Some people dig up all the landscaping before they move. Some take the window treatments, the light fixtures, the major appliances. Amateurs all, I say. I’m taking my linoleum floor.

Some of you will understand this. You are my peeps, the ones who flood message boards wondering where oh where oh where you can buy this stuff. (Nowhere)

And some of you will not understand. You are the people who flood the internet with advice on how to remove linoleum, and then dance on its grave after you have ripped it into little shreds and damned its soul. You will replace the linoleum with gray flooring. You’re not bad people. You’re just doing a bad thing.

Anyway, linoleum can teach all of us something. And no, I’m not referring to what a comfortable, durable, environmentally friendly flooring solution it is. Or even how fun, colorful and joy inspiring in an otherwise drab gray world. (And by the way, I should make it clear I’m not talking about vinyl, which is often called linoleum but is really a petroleum product doppelgänger.)

No, I argue linoleum (or at least trying to remove it in one piece to take to your new house) can teach us real life lessons, the stuff that comes with wrinkles and bruised hearts. The stuff you try to tell the youngers. The stuff that you wish stuck the first time around, but in reality always needs review. So shall we?
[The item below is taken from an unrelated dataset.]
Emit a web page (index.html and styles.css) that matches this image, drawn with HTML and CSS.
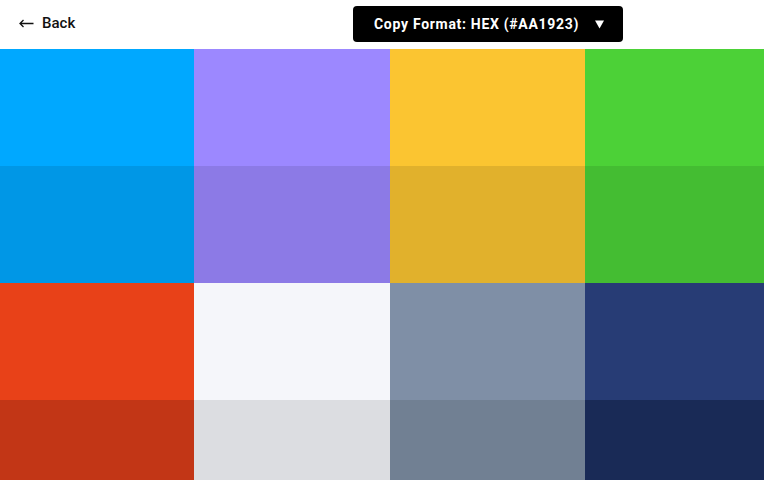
FILE: index.html
```html
<!DOCTYPE html>
<html lang="en">
<head>
<meta charset="utf-8">
<title>Palette</title>
<link rel="stylesheet" href="styles.css">
</head>
<body>
<header class="topbar">
  <a class="back" href="#"><svg class="arrow" width="15" height="9" viewBox="0 0 15 9"><path d="M14.5 4.5H1M4.5 1L1 4.5L4.5 8" fill="none" stroke="#111" stroke-width="1.3"/></svg>Back</a>
  <button class="format-btn" type="button">
    <span class="format-label">Copy Format: HEX (#AA1923)</span>
    <svg class="caret" width="9" height="9" viewBox="0 0 9 9"><path d="M0 0.5H9L4.5 8.5Z" fill="#fff"/></svg>
  </button>
</header>
<main class="palette">
  <div class="swatch" style="background:#00a8ff"></div>
  <div class="swatch" style="background:#9c88ff"></div>
  <div class="swatch" style="background:#fbc531"></div>
  <div class="swatch" style="background:#4cd137"></div>
  <div class="swatch" style="background:#0097e6"></div>
  <div class="swatch" style="background:#8c7ae6"></div>
  <div class="swatch" style="background:#e1b12c"></div>
  <div class="swatch" style="background:#44bd32"></div>
  <div class="swatch" style="background:#e84118"></div>
  <div class="swatch" style="background:#f5f6fa"></div>
  <div class="swatch" style="background:#7f8fa6"></div>
  <div class="swatch" style="background:#273c75"></div>
  <div class="swatch" style="background:#c23616"></div>
  <div class="swatch" style="background:#dcdde1"></div>
  <div class="swatch" style="background:#718093"></div>
  <div class="swatch" style="background:#192a56"></div>
</main>
</body>
</html>
```

FILE: styles.css
```css
html, body {
  margin: 0;
  padding: 0;
  background: #fff;
  overflow: hidden;
  height: 480px;
}
body {
  font-family: Roboto, "Noto Sans", sans-serif;
  color: #000;
}
.topbar {
  height: 49px;
  display: flex;
  align-items: center;
  padding-left: 19px;
  box-sizing: border-box;
}
.back {
  display: flex;
  align-items: center;
  color: #111;
  text-decoration: none;
  font-size: 15px;
  font-weight: 500;
  margin-top: -3px;
  width: 85px;
}
.arrow {
  margin-right: 8px;
  margin-top: 1px;
}
.format-btn {
  margin-left: 249px;
  margin-top: -1px;
  width: 270px;
  height: 36px;
  background: #000;
  border: none;
  border-radius: 4px;
  color: #fff;
  display: flex;
  align-items: center;
  padding: 0 0 0 21px;
  font-family: Roboto, "Noto Sans", sans-serif;
  font-size: 14px;
  font-weight: 700;
  letter-spacing: 0.7px;
}
.format-label {
  white-space: nowrap;
}
.caret {
  margin-left: 16px;
}
.palette {
  display: grid;
  grid-template-columns: 194px 196px 195px 195px;
  grid-auto-rows: 117px;
  width: 780px;
}
```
1. Know what you’re getting into. A cousin to measure twice, cut once, this is about doing your homework. I mean, sure, diving right in after a couple of beers can be fun at first but it usually leads to regret and unanswerable questions. Instead, peak under a corner, maybe under the fridge or a threshold. Is the glue dry and just aching to break free, or is it some evil precursor to Liquid Nails that will destroy you and everything around it before letting go? Try it in a way that lets you back out, no questions asked. And remember, I’m really talking about everything in life. Babysit before you get pregnant, that kind of thing.

2. Use leverage Whether it’s a broomstick or your father’s friend from Harvard, use whatever advantage you can. A paint scraper was all I needed to get my linoleum up, but it was slow. So I got one with a threaded end to make a long handled tool. Yup, a lever, which as the cool kids say, amplifies input force to produce greater output force, not to mention lickity split linoleum removal.

3. Don’t make it harder than it has to be. Sometimes, you don’t need to get clever; just roll with the obvious. In my case, quite literally. I was bound and determined to not create any cracks in my lino, so I tried all manner of crazy contortions to keep it flat. It was surprising to no one that I literally ran out of space and was forced to roll it up. It didn’t really cause any more splits and it made transporting it so much easier. So, if things are starting to get Byzantine, ask yourself, is there a more straightforward, obvious answer?

4. Focus on what you’re getting, not what you’re missing. My gut told me to cut off the random edges of the linoleum and square it off. But I initially resisted. I wanted all of that lino, every last blessed inch of it. That didn’t work. Anything sticking out caught on stuff and created tears, making me lose more than if I had trimmed it to start with. This upset me until I remembered rule #4. You will never get everything. Sometimes you won’t get much at all. And even in your grandest successes, life has a cruel little way of guaranteeing that something will be lacking. Focus on what you’re getting, not what you’re missing. Find a way to be grateful. It will make you happy. Me and my rolled-up-slightly-cracked-but-totally-usable-unbelievably-awesome-impossible-to-buy-vintage linoleum guarantee it.